Gazprom, of course, has a history of turning off the taps and it can certainly afford to do so again. Last month, in the midst of Europe’s energy woes, the company announced a quarterly income of $7 billion, three times its income over the same period last year.
With millions of Europeans currently depending on the undependable, immediate relief is needed this winter and governments must protect consumers against high gas prices. However, permanent fixes are also necessary, ones that will help not only in the long-term, but soon. Boosting the production of renewable energy and cutting energy demand are these fixes.
Solar, wind, and other renewables are located within Europe’s borders and are not subject to the same global market forces and geopolitical standoffs that are inherent to gas. Far from being inadequate energy sources requiring support from gas, studies show renewables can meet all of Europe’s energy needs.
They can also do it for less: a June 2021 Bloomberg study found that in much of the EU, building new wind or solar plants was cheaper than operating current gas and coal plants. And they can be built fast, when the will is there.

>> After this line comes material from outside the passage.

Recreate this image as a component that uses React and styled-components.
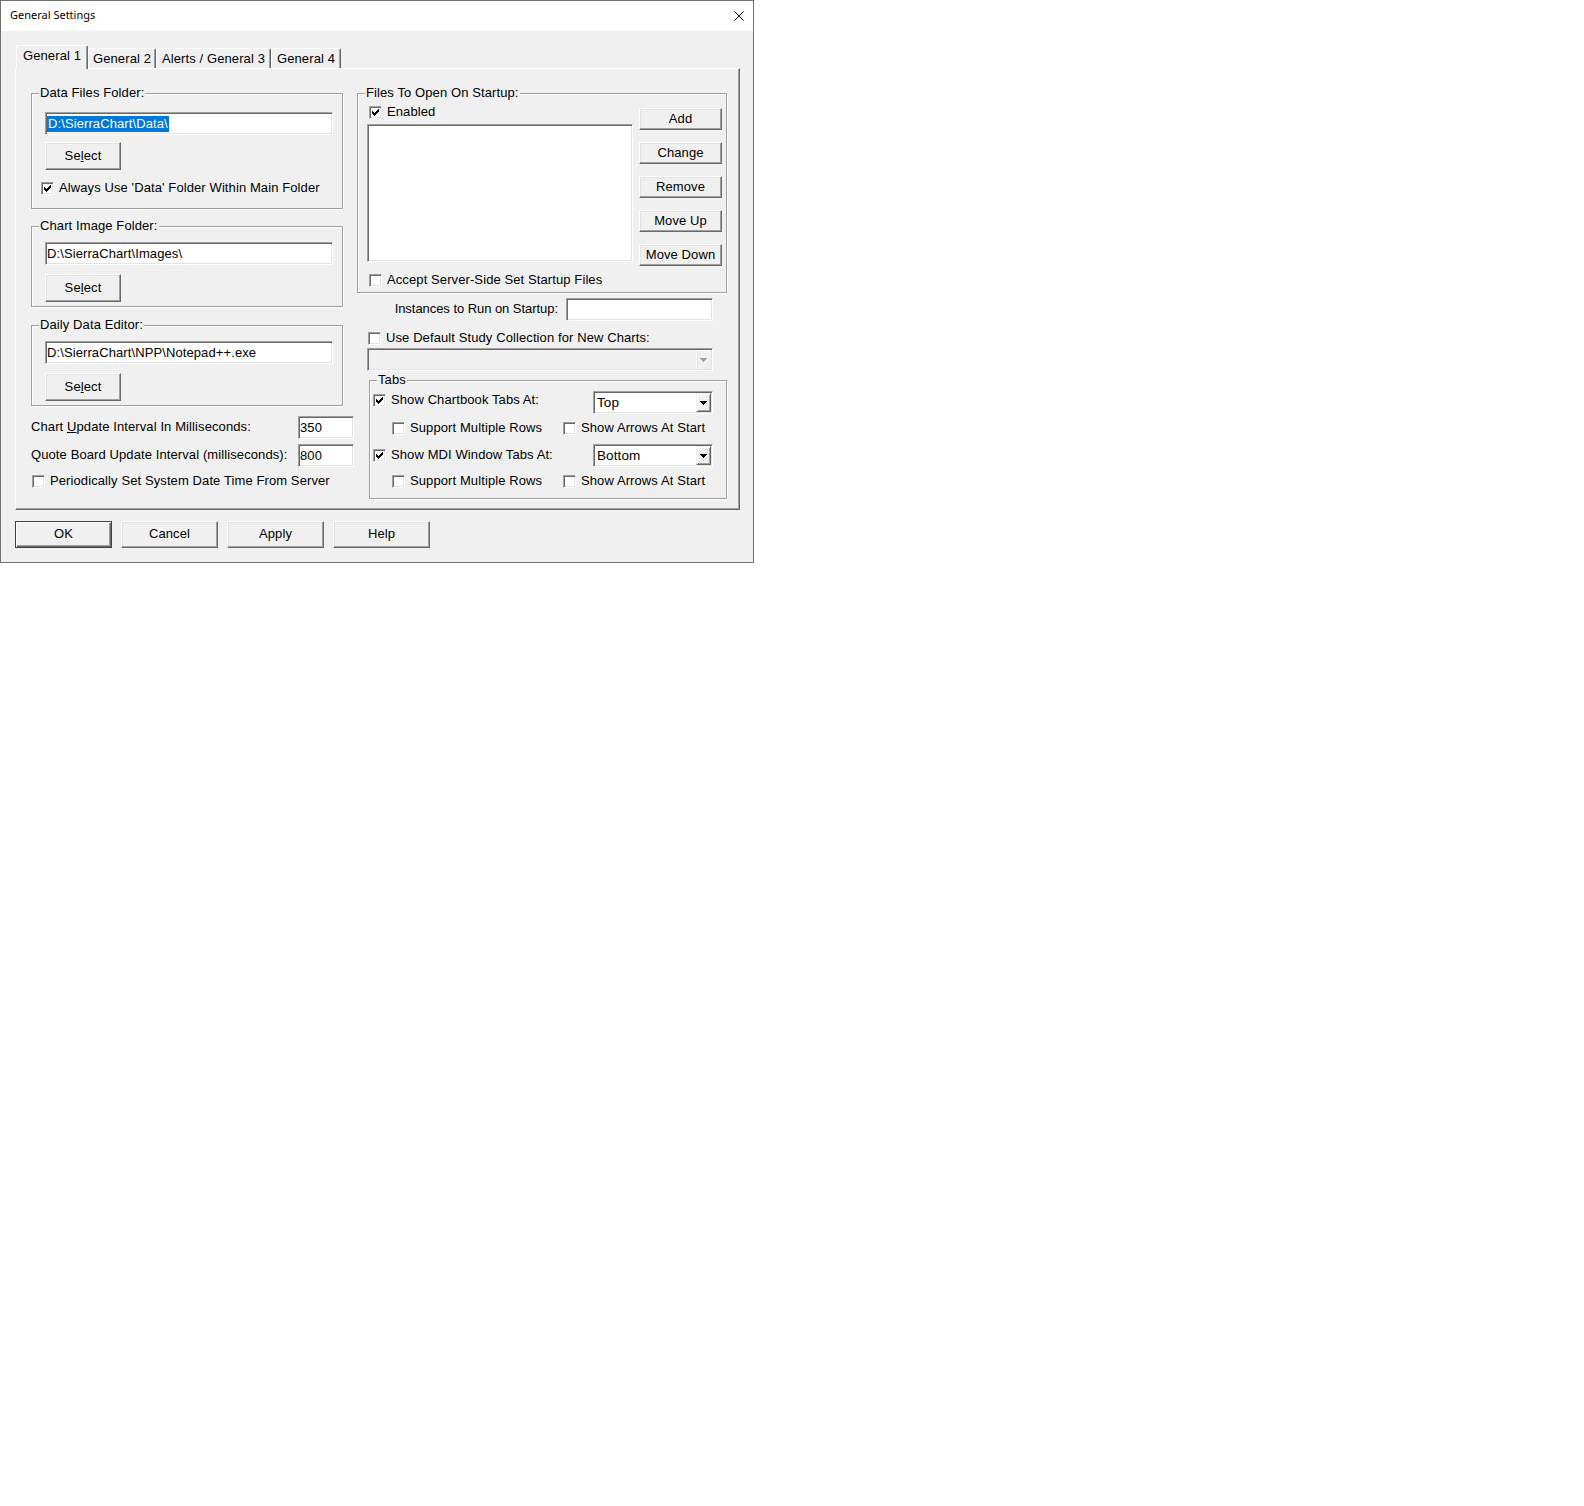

Similarly, Europe’s gas problem would lessen significantly were the EU to get serious about improving energy efficiency. Over half of European gas is used to heat buildings and during industrial processes. Insulating buildings and helping industries cut energy use would decrease demand for energy from all sources.
The European Commission estimates that for every 1% of energy savings gained, the EU could cut its gas imports by 2.6%.
Of course, choosing renewables and efficiency over gas has the added benefit of rejecting a fossil fuel that is driving the climate emergency while also investing in energy sources that Europe can actually use for years to come.
According to the Commission, if the EU is to do its part to stop global temperatures from rising above 1.5°C – the point above which the worst effects of climate change cannot be avoided – gas use must plummet 90% by 2050.
It is possible that the energy crisis will focus minds in the EU to choose renewable energy and efficiency requirements over gas. As the Green New Deal takes shape, what is needed is increased EU support for a range of renewables to meet energy needs and encouragement for individuals and industry to better manage their demand.
What is not needed, however, is the strategy that many European officials are currently taking – doubling down on Europe’s gas dependency.
MEPs, led by Poland’s Zdzisław Krasnodębski, voted yesterday (27 September) to support new gas projects in a revised energy infrastructure law, called the TEN-E regulation. The Parliament and European Council will now negotiate the final regulation, and hopefully cooler heads will prevail.
Later this year, the Commission will also propose an unfortunately named “Gas Package” of new rules that could help gas companies maintain their control over local energy networks and keep European households dependent upon gas. These rules should instead support a switch to heating by electrical heat pumps.
The energy crisis will be painful for many Europeans and emergency measures are needed to ensure gas keeps flowing to keep people warm for the next few months. But the EU must also recognise that this is good money thrown after bad.
Gas is not reliable now, cannot be relied on in the future if we are to tackle the climate emergency, and we must abandon it as rapidly as possible.